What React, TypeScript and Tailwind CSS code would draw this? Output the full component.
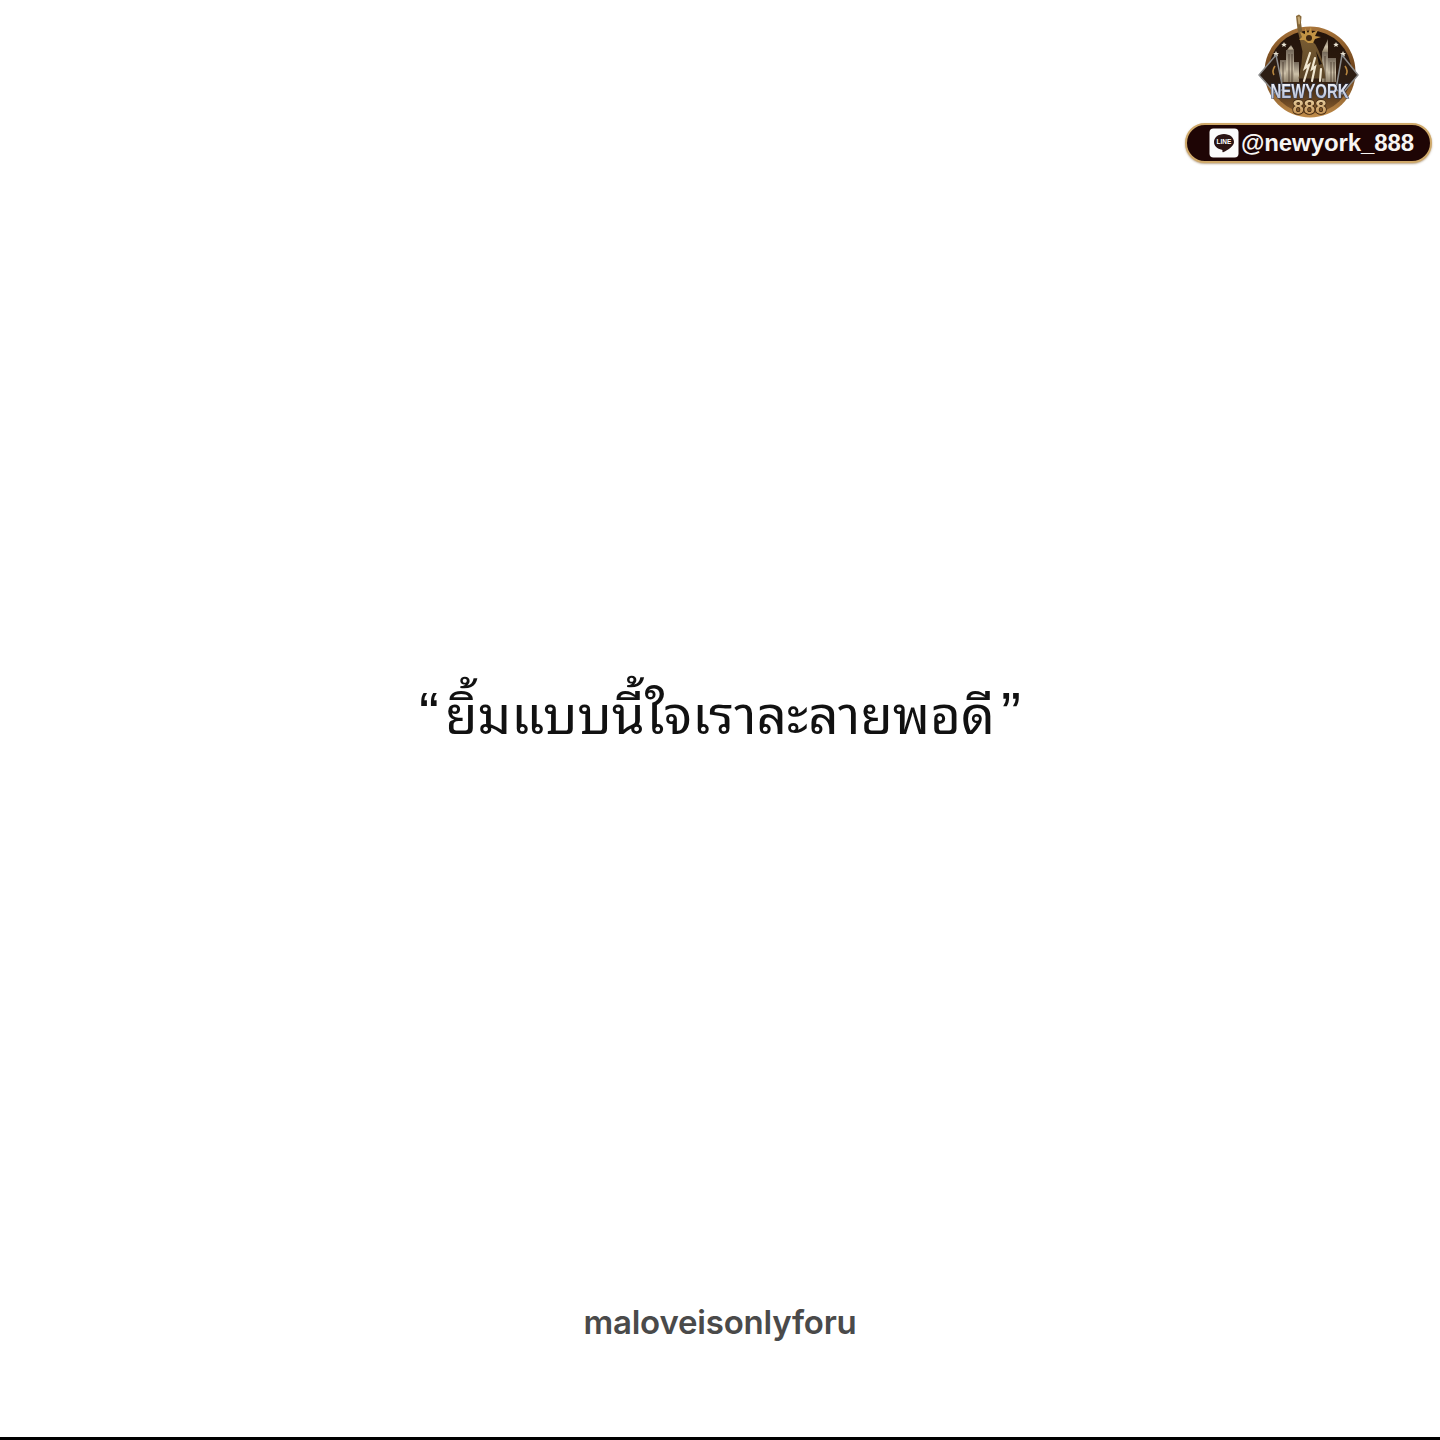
import React from "react";

function LineIcon() {
  return (
    <svg width="30" height="30" viewBox="0 0 30 30" className="shrink-0">
      <rect x="0.5" y="0.5" width="29" height="29" rx="4" fill="#fbfbfb" />
      <path
        d="M15 6c-5.800 0-10 3.600-10 8c0 4 3.300 7 7.800 7.700c.9.200.7 1.100.6 1.800c-.1.700.4 1 1.100.6c3-1.600 10.500-5.600 10.500-10.100c0-4.400-4.200-8-10-8z"
        fill="#2a1414"
      />
      <text x="15" y="16.300" textAnchor="middle" fontSize="6.500" fontWeight="700" fill="#fff" fontFamily="Liberation Sans, sans-serif">
        LINE
      </text>
    </svg>
  );
}

function Logo() {
  return (
    <svg width="110" height="110" viewBox="0 0 110 110" className="block overflow-visible blur-[0.4px]">
      <defs>
        <linearGradient id="ring" x1="0" y1="0" x2="0" y2="1">
          <stop offset="0" stopColor="#a8743a" />
          <stop offset="0.5" stopColor="#6a4019" />
          <stop offset="1" stopColor="#c08c4a" />
        </linearGradient>
        <linearGradient id="sky" x1="0" y1="0" x2="0" y2="1">
          <stop offset="0" stopColor="#22130a" />
          <stop offset="0.6" stopColor="#2f1c0f" />
          <stop offset="1" stopColor="#8a5f2e" />
        </linearGradient>
        <linearGradient id="build" x1="0" y1="0" x2="0" y2="1">
          <stop offset="0" stopColor="#74685a" />
          <stop offset="0.6" stopColor="#cdc1a9" />
          <stop offset="1" stopColor="#8f816a" />
        </linearGradient>
        <linearGradient id="robe" x1="0" y1="0" x2="0" y2="1">
          <stop offset="0" stopColor="#8a6a3a" />
          <stop offset="1" stopColor="#5a4426" />
        </linearGradient>
        <linearGradient id="word" x1="0" y1="0" x2="0" y2="1">
          <stop offset="0" stopColor="#ffffff" />
          <stop offset="1" stopColor="#aab4d0" />
        </linearGradient>
        <linearGradient id="eights" x1="0" y1="0" x2="0" y2="1">
          <stop offset="0" stopColor="#f3e0b4" />
          <stop offset="1" stopColor="#bb8442" />
        </linearGradient>
      </defs>

      {/* badge */}
      <circle cx="56" cy="62" r="45.500" fill="url(#ring)" />
      <circle cx="56" cy="62" r="41.500" fill="url(#sky)" />

      {/* skyline */}
      <g fill="url(#build)">
        <rect x="26" y="50" width="6" height="22" />
        <rect x="32" y="40" width="8" height="32" />
        <path d="M33 40l4-5 3 5z" />
        <rect x="40" y="52" width="5" height="20" />
        <rect x="68" y="42" width="6" height="30" />
        <path d="M68 42l6-13 0 13z" />
        <rect x="74" y="48" width="8" height="24" />
      </g>
      <g stroke="#3a2a1c" strokeWidth="0.7">
        <path d="M35 44v28M38 44v28M29 52v20M71 46v26M77 52v20M80 52v20" />
      </g>

      {/* stars */}
      <g fill="#e8e2d2">
        <path d="M22 41l.9 2 2.100.2-1.600 1.300.6 2.100-2-1.100-2 1.100.6-2.100-1.600-1.300 2.100-.2z" />
        <path d="M30 32l.8 1.800 1.900.2-1.400 1.200.5 1.900-1.800-1-1.800 1 .5-1.900-1.400-1.200 1.900-.2z" />
        <path d="M89 41l.9 2 2.100.2-1.600 1.300.6 2.100-2-1.100-2 1.100.6-2.100-1.600-1.300 2.100-.2z" />
        <path d="M82 32l.8 1.800 1.900.2-1.400 1.200.5 1.900-1.800-1-1.800 1 .5-1.900-1.400-1.200 1.900-.2z" />
      </g>

      {/* statue */}
      <path d="M42 6l3-1.500 2.500 2-.5 6 1.500 11 3 5 4-4 4 1-1 6 3 3 3 6 3 8 3 12 1 8-27 0 3-15 1-12-2-9-3-13z" fill="url(#robe)" />
      <path d="M43.500 7l2-.8.8 3-.5 5-1.200 0z" fill="#c4a874" />
      <g stroke="#efe6d0" strokeWidth="2.200" fill="none" strokeLinecap="round">
        <path d="M50 71l5-16-4 3 5-15" />
        <path d="M58 71l3-14-3 2 3-11" />
        <path d="M66 71l1-12" />
      </g>
      <path d="M62 41l6 13-3 1z" fill="#1d120a" />
      <path d="M46 22l5 2 0-6 3 5 3-6 1 6 6-3-3 6 6 1-6 2-2 4-5 0-4-3-5 0 3-3z" fill="#c29445" />
      <circle cx="55" cy="28" r="3" fill="#3f2812" />

      {/* wings */}
      <path d="M5 65L22 45 29 79 22 84z" fill="#2c1d13" stroke="#8c8c8c" strokeWidth="1.500" strokeLinejoin="round" />
      <path d="M104 65L88 45 82 79 88 84z" fill="#2c1d13" stroke="#8c8c8c" strokeWidth="1.500" strokeLinejoin="round" />
      <path d="M21 56c-2 3-3 6-1 9M91 56c2 3 3 6 1 9" stroke="#b8873f" strokeWidth="1.600" fill="none" />

      {/* wordmark */}
      <text
        x="55.500"
        y="87.500"
        textAnchor="middle"
        fontSize="20"
        fontWeight="700"
        textLength="78"
        lengthAdjust="spacingAndGlyphs"
        fontFamily="Liberation Sans, sans-serif"
        fill="url(#word)"
        stroke="#33415f"
        strokeWidth="1.200"
        paintOrder="stroke"
      >
        NEWYORK
      </text>
      <text
        x="55.500"
        y="103.500"
        textAnchor="middle"
        fontSize="20"
        fontWeight="700"
        textLength="34"
        lengthAdjust="spacingAndGlyphs"
        fontFamily="Liberation Sans, sans-serif"
        fill="url(#eights)"
        stroke="#3d2510"
        strokeWidth="1.400"
        paintOrder="stroke"
      >
        888
      </text>
    </svg>
  );
}

export default function App() {
  return (
    <div className="flex h-[1440px] w-[1440px] flex-col overflow-hidden bg-white font-['Liberation_Sans',sans-serif]">
      <header className="flex h-[634px] shrink-0 flex-col items-end pt-[10px] pr-[8px]">
        <div className="flex w-[247px] flex-col items-center">
          <Logo />
          <div className="mt-[3px] flex h-[40px] w-[247px] items-center rounded-full border-2 border-[#cfa96a] bg-[#1e0505] pl-[22px] shadow-[0_1px_2px_rgba(120,80,30,0.5)]">
            <LineIcon />
            <span className="ml-[2px] text-[24px] leading-none font-bold tracking-[-0.1px] whitespace-nowrap text-[#f7f5f2]">
              @newyork_888
            </span>
          </div>
        </div>
      </header>

      <main className="flex h-[160px] shrink-0 items-center justify-center">
        <p className="flex items-baseline text-[53px] leading-none font-normal whitespace-nowrap text-[#111] font-['Liberation_Sans','Noto_Sans_Thai_Looped','Loma','Garuda','Norasi',sans-serif]">
          <span className="text-[60px]">“</span>
          <span className="mx-[6px]">ยิ้มแบบนี้ใจเราละลายพอดี</span>
          <span className="text-[60px]">”</span>
        </p>
      </main>

      <footer className="flex flex-1 flex-col">
        <div className="flex flex-1 items-start justify-center pt-[506px]">
          <span className="font-['Inter',sans-serif] text-[33px] leading-[44px] font-semibold tracking-[-0.2px] text-[#4a4a4a]">maloveisonlyforu</span>
        </div>
        <div className="h-[3px] w-full bg-black" />
      </footer>
    </div>
  );
}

◆ EXERCISE INSTRUCTIONS:
Check every line of the listing for the string "React" and report how many lines have it, as a number alone.

◆ EXPECTED ANSWER:
2